There is broad acceptance that the Annan mission is a failure because a) it is a tough job, b) Annan is simply incompetent or c) Assad is too wily and outwits the international community.
However, given Annan’s long list of monumental failures, as UN director of peacekeeping operations and then as secretary general, and the gravity of his current mission, none of these explanations are satisfactory.
We would be remiss if we did not at least consider the fact that the longer he remains as envoy to Syria, the more he becomes a passive accomplice to the crimes the Syrian regime is committing, by whitewashing the leadership’s supposedly “constructive” commitments to peace and allowing the charade of diplomatic delaying tactics to continue.
ANNAN WAS born in Ghana in 1938 and attended college in the United States. Since 1962 he has been a professional “international,” working at the World Health Organization and the UN. From 1993 to 1995 he was the UN’s director of peacekeeping operations (DPKO).
The Rwandan genocide took place in the summer of 1994.
Canadian General Romeo Dallaire, commander of the UN assistance mission in Rwanda during the genocide, claimed in his book Shake Hands with the Devil that Annan was aloof when it came to saving the 800,000 people who were murdered on his watch. After one important discussion, “Annan offered words of encouragement and promised to support me,” he wrote.
Dallaire’s memoirs are replete with other instances of his superiors “listen[ing] attentively” and being “sympathetic and concerned.” What Dallaire describes is a bureaucracy of death which had the ability to do much more to stop the genocide and yet did the bare minimum.
However, Annan’s incompetent handling of the Rwandan genocide didn’t prevent him from moving on to oversee carnage in the former Yugoslavia. Many commentators have remarked on the Ghanian’s responsibility for not preventing the killings at Srebrenica in 1995. Afterwards, Annan claimed that the UN should have carried out “more decisive and forceful action to prevent the unfolding horror.”
When the Darfur genocide broke out in 2003, Annan was Secretary General of the UN. By 2006 he was talking about the “risk” of a genocide and claimed, “The tragedy in Darfur has reached a critical moment.”

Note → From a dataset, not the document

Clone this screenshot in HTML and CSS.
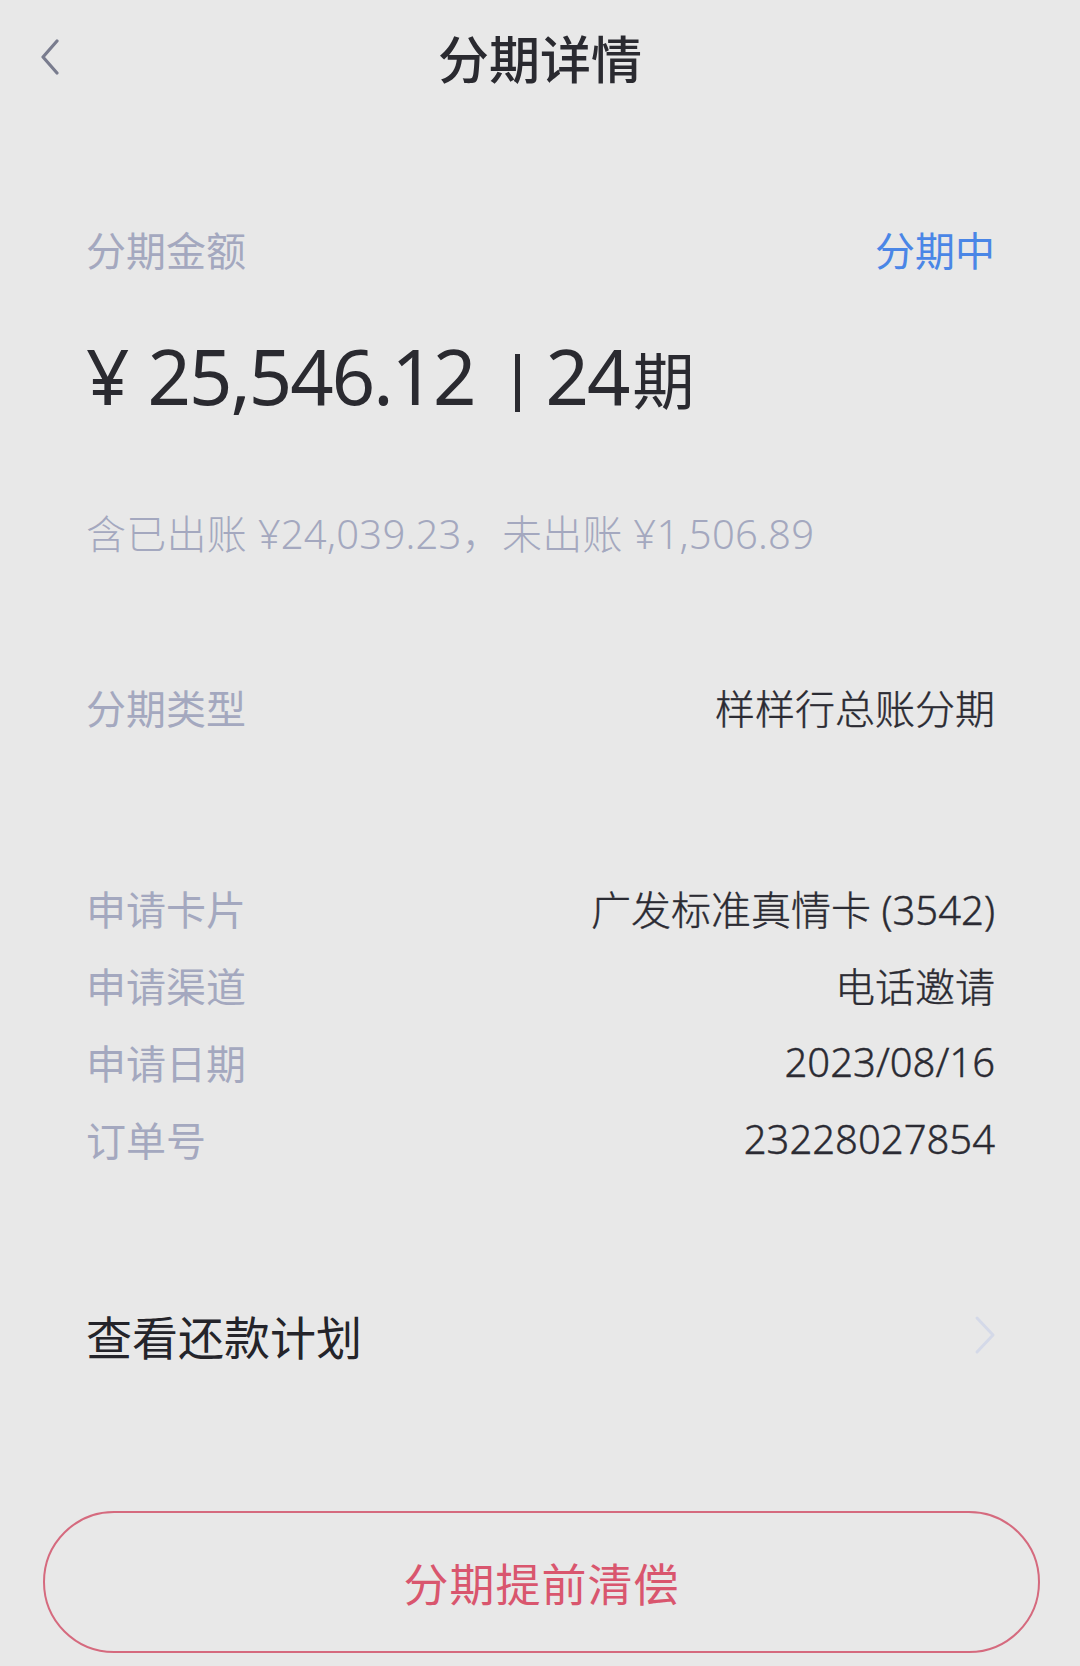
FILE: index.html
```html
<!DOCTYPE html>
<html lang="zh-CN">
<head>
<meta charset="utf-8">
<title>分期详情</title>
<link rel="stylesheet" href="styles.css">
</head>
<body>
<div class="page">
  <header class="topbar">
    <span class="back">
      <svg width="22" height="36" viewBox="0 0 22 36"><path d="M18 2 L4 18 L18 34" fill="none" stroke="#797c8e" stroke-width="3.2" stroke-linecap="round" stroke-linejoin="round"/></svg>
    </span>
    <h1 class="title">分期详情</h1>
  </header>

  <main class="content">
    <div class="row head-row">
      <span class="label">分期金额</span>
      <span class="status">分期中</span>
    </div>
    <div class="amount"><span class="yen">¥</span><span class="num">25,546.12</span><span class="sep"></span><span class="num">24</span><span class="unit">期</span></div>
    <div class="sub">含已出账 ¥24,039.23，未出账 ¥1,506.89</div>

    <div class="row type-row">
      <span class="label">分期类型</span>
      <span class="value">样样行总账分期</span>
    </div>

    <div class="details">
      <div class="row detail"><span class="label">申请卡片</span><span class="value">广发标准真情卡 (3542)</span></div>
      <div class="row detail"><span class="label">申请渠道</span><span class="value">电话邀请</span></div>
      <div class="row detail"><span class="label">申请日期</span><span class="value">2023/08/16</span></div>
      <div class="row detail"><span class="label">订单号</span><span class="value">23228027854</span></div>
    </div>

    <div class="row plan">
      <span class="plan-text">查看还款计划</span>
      <svg class="chev" width="22" height="40" viewBox="0 0 22 40"><path d="M3 3 L19 20 L3 37" fill="none" stroke="#d4d9e8" stroke-width="3" stroke-linecap="round" stroke-linejoin="round"/></svg>
    </div>
  </main>

  <div class="btn-wrap">
    <button class="btn">分期提前清偿</button>
  </div>
</div>
</body>
</html>
```

FILE: styles.css
```css
* { box-sizing: border-box; }
html, body {
  margin: 0;
  padding: 0;
  background: #e8e8e8;
}
body {
  font-family: "Noto Sans", "Noto Sans CJK SC", sans-serif;
  color: #2b2b33;
}
.page {
  width: 1080px;
  height: 1666px;
  overflow: hidden;
}
.topbar {
  height: 114px;
  display: flex;
  align-items: center;
  justify-content: center;
  position: relative;
}
.back {
  position: absolute;
  left: 39px;
  top: 39px;
  width: 22px;
  height: 36px;
  display: flex;
}
.title {
  margin: 0;
  font-family: "Noto Sans CJK SC", sans-serif;
  font-size: 51px;
  font-weight: 500;
  color: #2a2a30;
  line-height: 114px;
}
.content {
  padding: 0 85px 0 86px;
}
.row {
  display: flex;
  justify-content: space-between;
  align-items: center;
}
.label {
  color: #a4a8bf;
  font-size: 40px;
  font-family: "Noto Sans CJK SC", sans-serif;
}
.value {
  color: #2b2b33;
  font-size: 40px;
  font-weight: 300;
  -webkit-text-stroke: 0.4px #2b2b33;
}
.card-cjk {
  letter-spacing: 1px;
}
.head-row {
  margin-top: 107px;
  height: 56px;
}
.status {
  color: #4a86e6;
  font-size: 40px;
  font-family: "Noto Sans CJK SC", sans-serif;
}
.amount {
  margin-top: 49px;
  height: 100px;
  line-height: 100px;
  font-size: 76px;
  color: #2a2a30;
  white-space: nowrap;
}
.num {
  letter-spacing: -2px;
}
.yen {
  margin-right: 18px;
}
.sep {
  display: inline-block;
  width: 5px;
  height: 58px;
  vertical-align: -7px;
  background: #2a2a30;
  margin: 0 26px 0 40px;
}
.unit {
  font-family: "Noto Sans CJK SC", sans-serif;
  font-size: 62px;
  margin-left: 4px;
}
.sub {
  margin-top: 80px;
  height: 56px;
  line-height: 56px;
  color: #a4a8bf;
  font-size: 40px;
  font-weight: 300;
  letter-spacing: 0.25px;
  white-space: nowrap;
}
.type-row {
  margin-top: 117px;
  height: 56px;
}
.details {
  margin-top: 134px;
}
.detail {
  height: 77px;
}
.plan {
  margin-top: 128px;
  height: 60px;
}
.plan-text {
  font-family: "Noto Sans CJK SC", sans-serif;
  font-size: 46px;
  color: #24242a;
}
.chev {
  margin-right: -1px;
}
.btn-wrap {
  padding: 0 40px 0 43px;
  margin-top: 146px;
}
.btn {
  width: 100%;
  height: 142px;
  border: 2px solid #d56a7e;
  border-radius: 71px;
  background: transparent;
  color: #d9566e;
  font-family: "Noto Sans CJK SC", sans-serif;
  font-size: 45px;
  letter-spacing: 1px;
}
```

In a Washington Post article in January of that year he claimed that “much stronger pressure must be brought on all parties – the rebels as well as the government – to observe the cease-fire and commit themselves to the Abuja peace talks with a sense of urgency.”

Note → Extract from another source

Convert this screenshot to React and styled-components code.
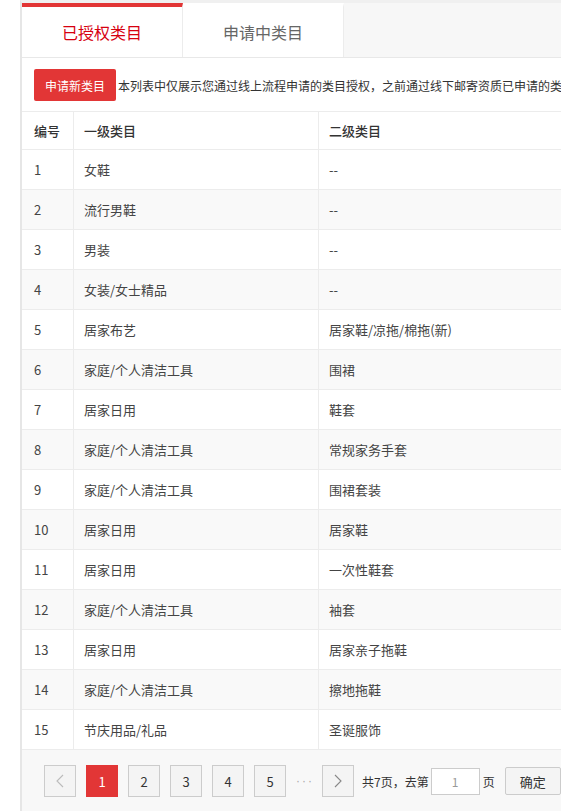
import React from "react";
import styled, { createGlobalStyle } from "styled-components";

const GlobalStyle = createGlobalStyle`
  html, body {
    margin: 0;
    padding: 0;
    background: #fff;
    overflow: hidden;
    font-family: "Noto Sans CJK SC", "Microsoft YaHei", sans-serif;
  }
  * { box-sizing: border-box; }
`;

const Wrapper = styled.div`
  margin-left: 20px;
  width: 900px;
  border-left: 2px solid #e6e6e6;
  border-top: 3px solid #f0f0f0;
  background: #fff;
`;

const TabBar = styled.div`
  display: flex;
  height: 54px;
  background: #f7f7f7;
`;

const Tab = styled.div`
  width: 161px;
  height: 54px;
  display: flex;
  align-items: center;
  justify-content: center;
  background: #fff;
  border-top: 4px solid ${(p) => (p.$active ? "#e23535" : "#fff")};
  border-right: 1px solid #ececec;
  color: ${(p) => (p.$active ? "#d6000f" : "#666")};
  font-size: 16px;
`;

const Panel = styled.div`
  border-top: 1px solid #e8e8e8;
  background: #fff;
`;

const Toolbar = styled.div`
  display: flex;
  align-items: center;
  padding: 11px 0 10px 12px;
  white-space: nowrap;
`;

const PrimaryButton = styled.button`
  width: 82px;
  height: 32px;
  border: none;
  border-radius: 2px;
  background: #e23636;
  color: #fff;
  font-family: inherit;
  font-size: 12px;
  padding: 0;
  flex-shrink: 0;
`;

const Notice = styled.span`
  margin-left: 2px;
  font-size: 12px;
  color: #333;
`;

const Row = styled.div`
  display: grid;
  grid-template-columns: 52px 245px 1fr;
  height: ${(p) => (p.$head ? "39px" : "40px")};
  border-top: ${(p) => (p.$head ? "1px solid #ececec" : "none")};
  border-bottom: 1px solid #ececec;
  background: ${(p) => (p.$striped ? "#f9f9f9" : "#fff")};
`;

const Cell = styled.div`
  display: flex;
  align-items: center;
  padding-left: ${(p) => (p.$first ? "12px" : "10px")};
  border-right: 1px solid #ececec;
  font-size: 13px;
  color: ${(p) => (p.$head ? "#333" : "#444")};
  font-weight: ${(p) => (p.$head ? 500 : 400)};
  white-space: nowrap;
`;

const Pagination = styled.div`
  display: flex;
  align-items: center;
  padding: 15px 0 40px 22px;
  background: #f8f8f8;
  white-space: nowrap;
`;

const PageButton = styled.div`
  width: 32px;
  height: 32px;
  flex-shrink: 0;
  display: flex;
  align-items: center;
  justify-content: center;
  margin-right: ${(p) => (p.$mr != null ? p.$mr : 10)}px;
  border: 1px solid ${(p) => (p.$active ? "#e23636" : "#cccccc")};
  background: ${(p) => (p.$active ? "#e23636" : "#f4f4f4")};
  color: ${(p) => (p.$active ? "#fff" : "#333")};
  font-size: 13px;
`;

const Ellipsis = styled.span`
  width: 16px;
  margin-right: 10px;
  text-align: center;
  font-family: "Liberation Sans", Arial, sans-serif;
  font-size: 12px;
  color: #aaa;
  letter-spacing: 2px;
`;

const PageInfo = styled.span`
  font-size: 12px;
  color: #333;
`;

const PageInput = styled.div`
  width: 49px;
  height: 27px;
  margin: 0 3px 0 2px;
  border: 1px solid #cccccc;
  background: #fff;
  display: flex;
  align-items: center;
  justify-content: center;
  font-size: 12px;
  color: #999;
`;

const ConfirmButton = styled.div`
  width: 56px;
  height: 28px;
  margin-left: 10px;
  flex-shrink: 0;
  display: flex;
  align-items: center;
  justify-content: center;
  border: 1px solid #cccccc;
  border-radius: 2px;
  background: #f4f4f4;
  font-size: 13px;
  color: #333;
`;

const Chevron = ({ dir, color }) => (
  <svg width="8" height="14" viewBox="0 0 8 14">
    <polyline
      points={dir === "left" ? "7,1 1,7 7,13" : "1,1 7,7 1,13"}
      fill="none"
      stroke={color}
      strokeWidth="1.1"
    />
  </svg>
);

const rows = [
  ["女鞋", "--"],
  ["流行男鞋", "--"],
  ["男装", "--"],
  ["女装/女士精品", "--"],
  ["居家布艺", "居家鞋/凉拖/棉拖(新)"],
  ["家庭/个人清洁工具", "围裙"],
  ["居家日用", "鞋套"],
  ["家庭/个人清洁工具", "常规家务手套"],
  ["家庭/个人清洁工具", "围裙套装"],
  ["居家日用", "居家鞋"],
  ["居家日用", "一次性鞋套"],
  ["家庭/个人清洁工具", "袖套"],
  ["居家日用", "居家亲子拖鞋"],
  ["家庭/个人清洁工具", "擦地拖鞋"],
  ["节庆用品/礼品", "圣诞服饰"],
];

export default function App() {
  return (
    <>
      <GlobalStyle />
      <Wrapper>
        <TabBar>
          <Tab $active>已授权类目</Tab>
          <Tab>申请中类目</Tab>
        </TabBar>
        <Panel>
          <Toolbar>
            <PrimaryButton>申请新类目</PrimaryButton>
            <Notice>
              本列表中仅展示您通过线上流程申请的类目授权，之前通过线下邮寄资质已申请的类目授权不在此列表中展示
            </Notice>
          </Toolbar>
          <Row $head>
            <Cell $head $first>编号</Cell>
            <Cell $head>一级类目</Cell>
            <Cell $head>二级类目</Cell>
          </Row>
          {rows.map(([a, b], i) => (
            <Row key={i} $striped={i % 2 === 1}>
              <Cell $first>{i + 1}</Cell>
              <Cell>{a}</Cell>
              <Cell>{b}</Cell>
            </Row>
          ))}
          <Pagination>
            <PageButton>
              <Chevron dir="left" color="#bbbbbb" />
            </PageButton>
            <PageButton $active>1</PageButton>
            <PageButton>2</PageButton>
            <PageButton>3</PageButton>
            <PageButton>4</PageButton>
            <PageButton>5</PageButton>
            <Ellipsis>···</Ellipsis>
            <PageButton $mr={8}>
              <Chevron dir="right" color="#888888" />
            </PageButton>
            <PageInfo>共7页，去第</PageInfo>
            <PageInput>1</PageInput>
            <PageInfo>页</PageInfo>
            <ConfirmButton>确定</ConfirmButton>
          </Pagination>
        </Panel>
      </Wrapper>
    </>
  );
}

Sound familiar? On-paper cease-fires, fruitless international pressure, talks and more talks. And genocide.
IN SYRIA, of course, we are not talking about genocide.
But is it a coincidence that since Annan has taken over as envoy the death toll has risen? The appointment of Annan sent a clear message to Assad that a representative was being sent who would provide cover for increased repression.
Too much credit is given Assad for “playing” or “fooling” the UN and Mr. Annan. An article in Al-Arabiya in April claimed that Annan was “haunted by Bosnia war and Rwandan genocide.” But “third time’s a charm” doesn’t apply to mass murder.
This is Annan’s fourth major failure to act in the face of mass state-sponsored killing. When one fails so often in the course of their duties it cannot be described as a failure but rather a modus operandi. Annan’s goal is failure, his work ethic is failure, his double-talk about “cease-fires” and “constructive” dialogue are failure.
An accomplice by way of dereliction of duty, Kofi Annan has demonstrated his total unfitness for a mission like this. This is not to say Annan actually conspires to slow down international action because he hates the people of Syria, any more than he hated the Tutsi in Rwanda. But on the other hand, his failures are also not attributable merely to the structural-bureaucratic inability of the UN to prevent state-sponsored murder.
Annan’s failures are his own, and it is time to close the curtain on the ridiculous do-nothing play he keeps acting out on the world stage.